Farmer’s marrow rum recipe
Recipe Type: Liqueur
Author: Fiona Nevile
  • 1 large ripe marrow with hard skin
  • 3-5 pounds of demerara sugar
  • Activated wine yeast (Lindsey suggests bread yeast would do at a pinch)
  • Juice of an orange
  1. Slice off stalk end of the marrow with a bread knife. Savng enough to use as a lid. Remove all pith and seeds.
  2. Pack the cavity with demerara sugar.
  3. Pour over previously activated yeast and the juice of an orange.
  4. Replace top of marrow, seal with sellotape.
  5. Hang marrow in a muslin bag, cut end uppermost in a warm place.
  6. After 3 wks marrow may show signs of leaking out. Either make a hole in bottom of marrow and run liquid into fermenting jar. fit airlock, let ferment out. You can if you wish add a few raisins to fermenting jar. syphon off and bottle.

Alternative methods

Lindsey suggests pack with yet more sugar, reseal and leave longer.
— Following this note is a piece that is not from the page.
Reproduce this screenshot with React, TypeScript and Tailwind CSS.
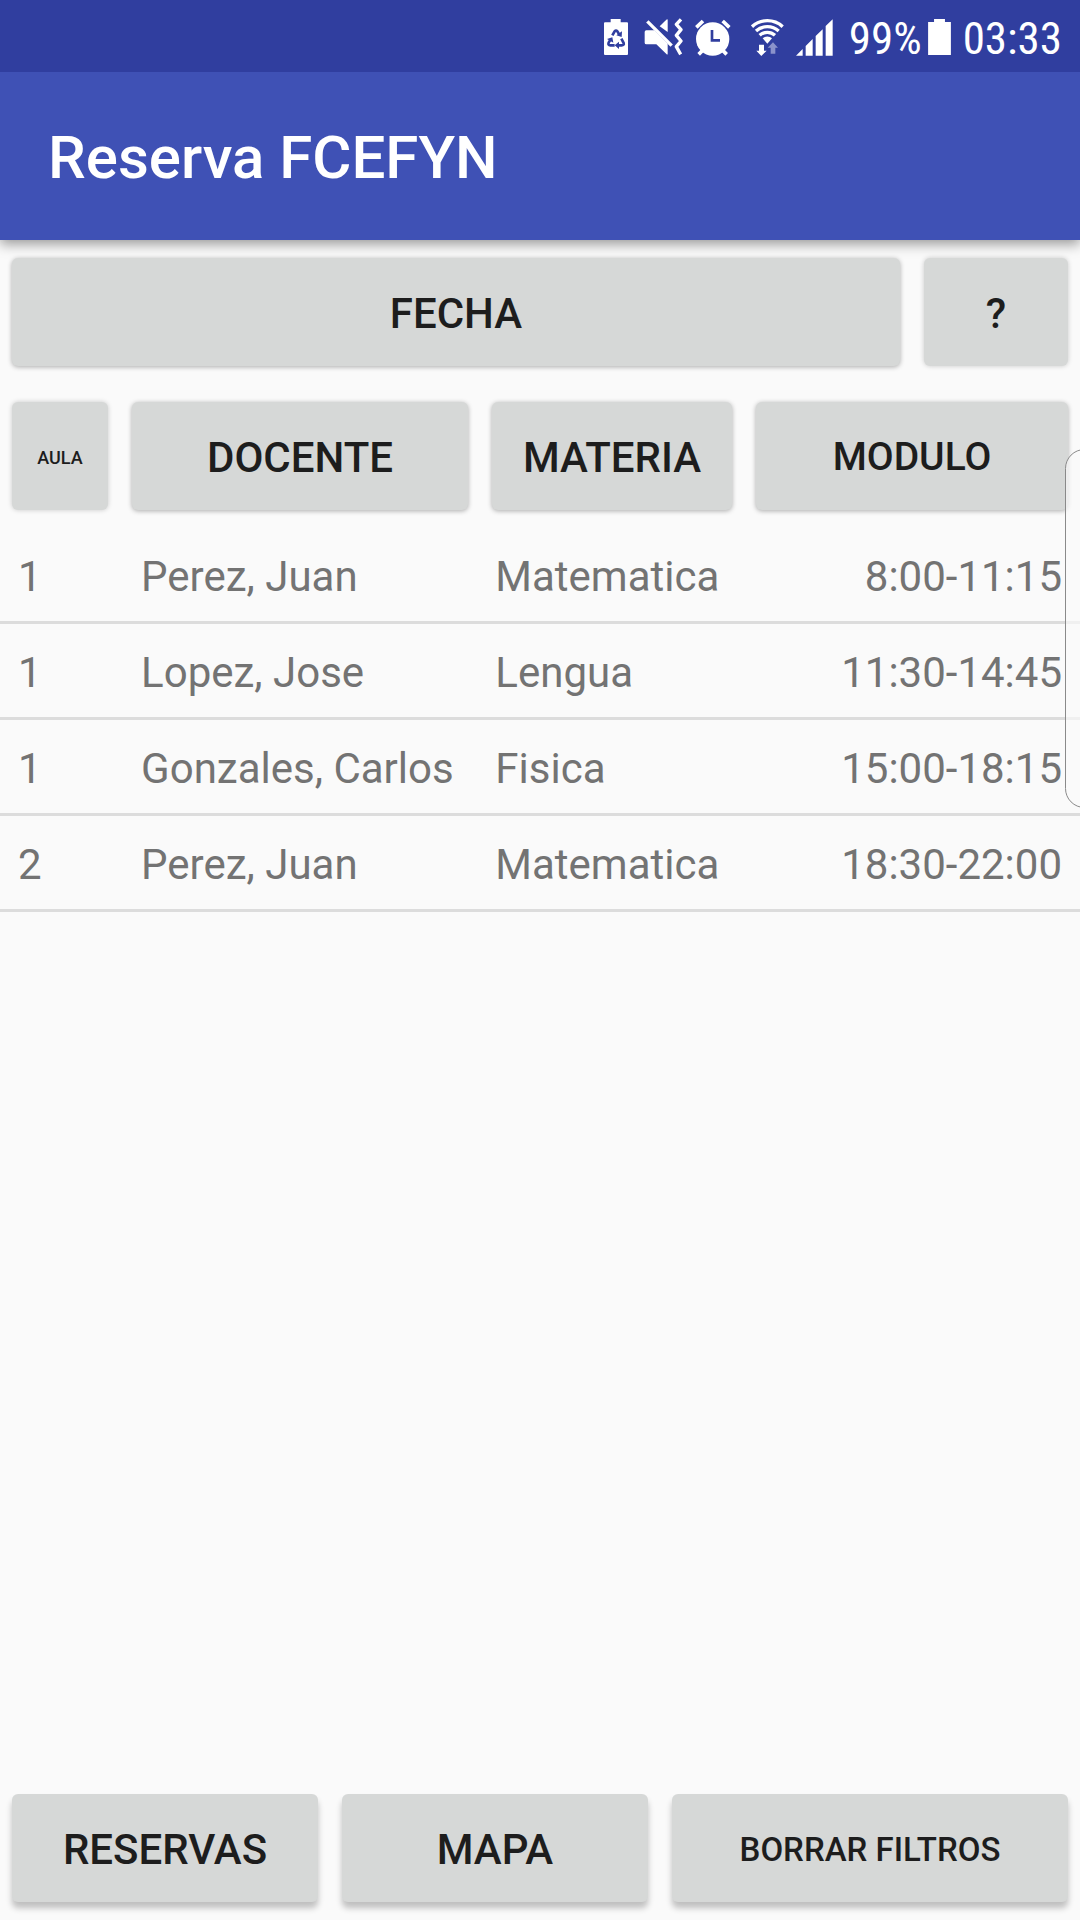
import type { ReactNode } from "react";

const bookings = [
  { aula: "1", docente: "Perez, Juan", materia: "Matematica", modulo: "8:00-11:15" },
  { aula: "1", docente: "Lopez, Jose", materia: "Lengua", modulo: "11:30-14:45" },
  { aula: "1", docente: "Gonzales, Carlos", materia: "Fisica", modulo: "15:00-18:15" },
  { aula: "2", docente: "Perez, Juan", materia: "Matematica", modulo: "18:30-22:00" },
];

function Button({ children, className = "text-[42px]" }: { children: ReactNode; className?: string }) {
  return (
    <button
      type="button"
      className={`h-27 rounded-md bg-[#d6d8d7] pt-[3px] text-center font-medium whitespace-nowrap text-[#1d1d1d] ${className}`}
    >
      {children}
    </button>
  );
}

function BatterySaverIcon() {
  return (
    <svg viewBox="42 57 72 108" className="h-9 w-6" aria-hidden="true">
      <path fill="#fff" d="M62 57h30v10h19q3 0 3 3v92q0 3-3 3H45q-3 0-3-3V70q0-3 3-3h17z" />
      <g fill="none" stroke="#303e9f" strokeWidth="8">
        <path d="M67 106l7-12q4-5 8 0l6 10" />
        <path d="M94 116l7 13q2 7-6 7H83" />
        <path d="M74 136H61q-8 0-5-8l6-10" />
      </g>
      <path fill="#303e9f" d="M79 106l16 5 1-17zM87 125v22l-13-11zM51 117l16-5 3 16z" />
    </svg>
  );
}

function MuteVibrateIcon() {
  return (
    <svg viewBox="160 55 117 114" className="h-[38px] w-[39px]" aria-hidden="true">
      <path fill="#fff" d="M162 97q0-5 5-5h24l40 40v30q0 4-3 2l-31-30h-30q-5 0-5-5z" />
      <path fill="#fff" d="M231 60v37l-24-17 20-20q4-2 4 0z" />
      <path stroke="#303e9f" strokeWidth="6" d="M180 62l66 66" />
      <path stroke="#fff" strokeWidth="10" d="M170 65l73 73" />
      <path
        fill="none"
        stroke="#fff"
        strokeWidth="10"
        strokeLinejoin="round"
        d="M271 59l-14 15 14 16-14 17 14 17-14 17 13 23"
      />
    </svg>
  );
}

function AlarmIcon() {
  return (
    <svg viewBox="313 55 108 111" className="h-[37px] w-9" aria-hidden="true">
      <circle cx="366" cy="115" r="50" fill="#fff" />
      <path stroke="#fff" strokeWidth="11" d="M317 80l20-19M416 80l-20-19M324 161l14-14M408 161l-14-14" />
      <path fill="none" stroke="#303e9f" strokeWidth="8" d="M364 88v31h24" />
    </svg>
  );
}

function WifiIcon() {
  return (
    <svg viewBox="481 52 99 114" className="h-[38px] w-[33px]" aria-hidden="true">
      <g fill="none" stroke="#fff" strokeWidth="10">
        <path d="M484 78a68 68 0 0 1 92 0" />
        <path d="M496 91a51 51 0 0 1 68 0" />
        <path d="M507 104a34 34 0 0 1 46 0" />
      </g>
      <path fill="#fff" d="M516 113a20 20 0 0 1 28 0l-14 16z" />
      <path fill="#fff" d="M505 132h15v18h8l-16 16-15-16h8z" />
      <path fill="#8a92cb" d="M540 159h14v-18h8l-15-16-16 16h9z" />
    </svg>
  );
}

function SignalIcon() {
  return (
    <svg viewBox="613 55 111 111" className="size-[37px]" aria-hidden="true">
      <path fill="#fff" d="M613 165l20-20v20zM642 165v-29l21-21v50zM672 165v-59l21-20v79zM702 165V76l21-20v109z" />
    </svg>
  );
}

function BatteryIcon() {
  return (
    <svg viewBox="291 57 69 109" className="h-9 w-[23px]" aria-hidden="true">
      <path fill="#fff" d="M309 57h33v9h18v100h-69V66h18z" />
    </svg>
  );
}

export default function App() {
  return (
    <div className="relative flex min-h-screen flex-col overflow-hidden bg-[#fafafa] font-['Roboto',sans-serif]">
      <div className="relative z-10 flex h-18 items-center justify-end bg-[#303e9f] pt-0.5 pr-[18px] font-['Roboto_Condensed','Roboto',sans-serif] text-[45px] leading-none text-white">
        <BatterySaverIcon />
        <div className="ml-4 flex"><MuteVibrateIcon /></div>
        <div className="ml-3 flex"><AlarmIcon /></div>
        <div className="ml-5 flex"><WifiIcon /></div>
        <div className="ml-3 flex"><SignalIcon /></div>
        <span className="ml-4 pt-0.5">99%</span>
        <div className="ml-1.5 flex"><BatteryIcon /></div>
        <span className="ml-3 pt-0.5">03:33</span>
      </div>

      <header className="flex h-42 items-center bg-[#3f51b5] px-12 pt-1 shadow-[0_4px_12px_rgba(0,0,0,0.4)]">
        <h1 className="text-[60px] font-medium text-white">Reserva FCEFYN</h1>
      </header>

      <main className="flex-1">
        <div className="flex flex-col gap-9 px-3 py-[18px]">
          <div className="flex gap-6">
            <Button className="flex-1 text-[42px] shadow-[0_1px_5px_rgba(0,0,0,0.32)]">FECHA</Button>
            <Button className="w-36 text-[42px] shadow-[0_0_5px_rgba(0,0,0,0.2)]">?</Button>
          </div>
          <div className="grid grid-cols-[96fr_336fr_240fr_312fr] gap-6">
            <Button className="text-[18px] shadow-[0_0_5px_rgba(0,0,0,0.2)]">AULA</Button>
            <Button className="text-[42px] shadow-[0_1px_5px_rgba(0,0,0,0.32)]">DOCENTE</Button>
            <Button className="text-[42px] shadow-[0_1px_5px_rgba(0,0,0,0.32)]">MATERIA</Button>
            <Button className="text-[39px] shadow-[0_1px_5px_rgba(0,0,0,0.32)]">MODULO</Button>
          </div>
        </div>

        <table className="w-full table-fixed border-separate border-spacing-0 text-[42px] leading-[50px] text-[#737373]">
          <colgroup>
            <col className="w-[11.4%]" />
            <col className="w-[32.8%]" />
            <col className="w-[29%]" />
            <col />
          </colgroup>
          <tbody>
            {bookings.map((b) => (
              <tr key={b.modulo} className="h-24 whitespace-nowrap *:border-b-3 *:border-[#dcdcdc] *:pt-1">
                <td className="pl-[18px]">{b.aula}</td>
                <td className="pl-[18px]">{b.docente}</td>
                <td className="pl-[18px]">{b.materia}</td>
                <td className="pr-[18px] text-right">{b.modulo}</td>
              </tr>
            ))}
          </tbody>
        </table>
      </main>

      <footer className="grid grid-cols-[306fr_306fr_396fr] gap-6 px-3 pb-[18px]">
        <Button className="text-[42px] shadow-[0_6px_6px_rgba(0,0,0,0.24)]">RESERVAS</Button>
        <Button className="text-[42px] shadow-[0_6px_6px_rgba(0,0,0,0.24)]">MAPA</Button>
        <Button className="text-[33px] shadow-[0_6px_6px_rgba(0,0,0,0.24)]">BORRAR FILTROS</Button>
      </footer>

      <div className="absolute top-[449px] -right-6 h-[359px] w-[39px] rounded-[22px] border border-[#8a8a8a] bg-[#fafafa]/65" />
    </div>
  );
}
This is from a recipe I found yesterday and as I want max juice…..!!


At this stage mattachinelee in the selfsufficientish forum takes a slightly different route. Pour the sugar mixture into the demi john. Scrape out the marrow flesh, sieve and adds this to the demi john through a funnel. Add more yeast and the juice of half an orange. Top up the demijohn to three quarters full with cooled boiled water to the demijohn. Fit an airlock and leave for a year in the airing cupboard. This will produce 5 pints of rum.

Lindsey points to a note from 1954 book: the longer you can keep this the better it will taste.

  Leave a reply


  1. Fiona Nevile

    Hi Lou

    I’d love to see the recipe for damson cheese.

  2. Damson Chutney is very nice and Damson Cheese a good recipie my Nan gave me is very nice if kept till Christmas with a good port and Stilton cheese

  3. Fiona Nevile

    Hello Thad

    Growing a few herbs, tomatoes, blueberries and strawberries is a triumph. Especially in a city centre.

    Our life is good but very different. No Costa coffee, fashion and pizzazz. Not bonnets at dawn either. Just a gentle, rather isolated way of life that often veers towards the rut!

    On the other hand, the marrow rum was better and more effective than anything that I have ever tasted in my life!

  4. Your site (and this entry) makes me want to have a little cottage or farmhouse and become self sufficient … but alas, I only have a little flat and patio in the city centre, which only means that I can grow some herbs, a few tomatoes, and some fruit (blueberries and strawberries last year).

  5. Michael A. Butler

    Before I left England (1956) my Mother-in-law used to make marrow rum; she called it marrow wine. After filtering the liquid she used to give Christmas visitors a shot, I never saw anyone take two shots and still walk a straight line.

  6. Fiona Nevile

    Hi Amanda,

    You would be always welcome here! We do have a spare bed too.

    We only share our best grog with people that are staying overnight.

    Need I say more…

    Hi Celia,

    Strangely Inca didn’t secrete herself into the pillow case. She was there, during the whole operation, pointy nose desperate to examine my latest project. The Companion Vegetable was large!

    We would love to host a CS tasting event. Ideally an East Anglian Grog Fest. What we need is a sponsor to provide accommodation and a massive marquee. Open to any offers!

    Hi Jan,

    Great idea! Next year we™ll hang it on the front door!

  7. You should have put a ‘Scream’ mask on that and used it as a Hallowe’en decoration. 🙂

  8. Are you sure it’s just one marrow in that bag? I think Inca might be in there too!!!!

    Cliff says “When’s the tasting evening Fiona?”

  9. kathyann

    Sounds good to me ! ,think I’ll give this one a go cheaper still if you grow your own marrows .I have some tradefair brown sugar to use up so this is ideal.I have all my mother in laws old wine making books ,you have inspired me to get going ,it will be trial and error but good fun I’m sure Hic !!!!!

  10. You are truly amazing! Should I ever make it over to your neck of the woods I shall be sure to have a sleeping bag in the car as I’m pretty sure having sampled some of your grog, driving afterwards would be illegal!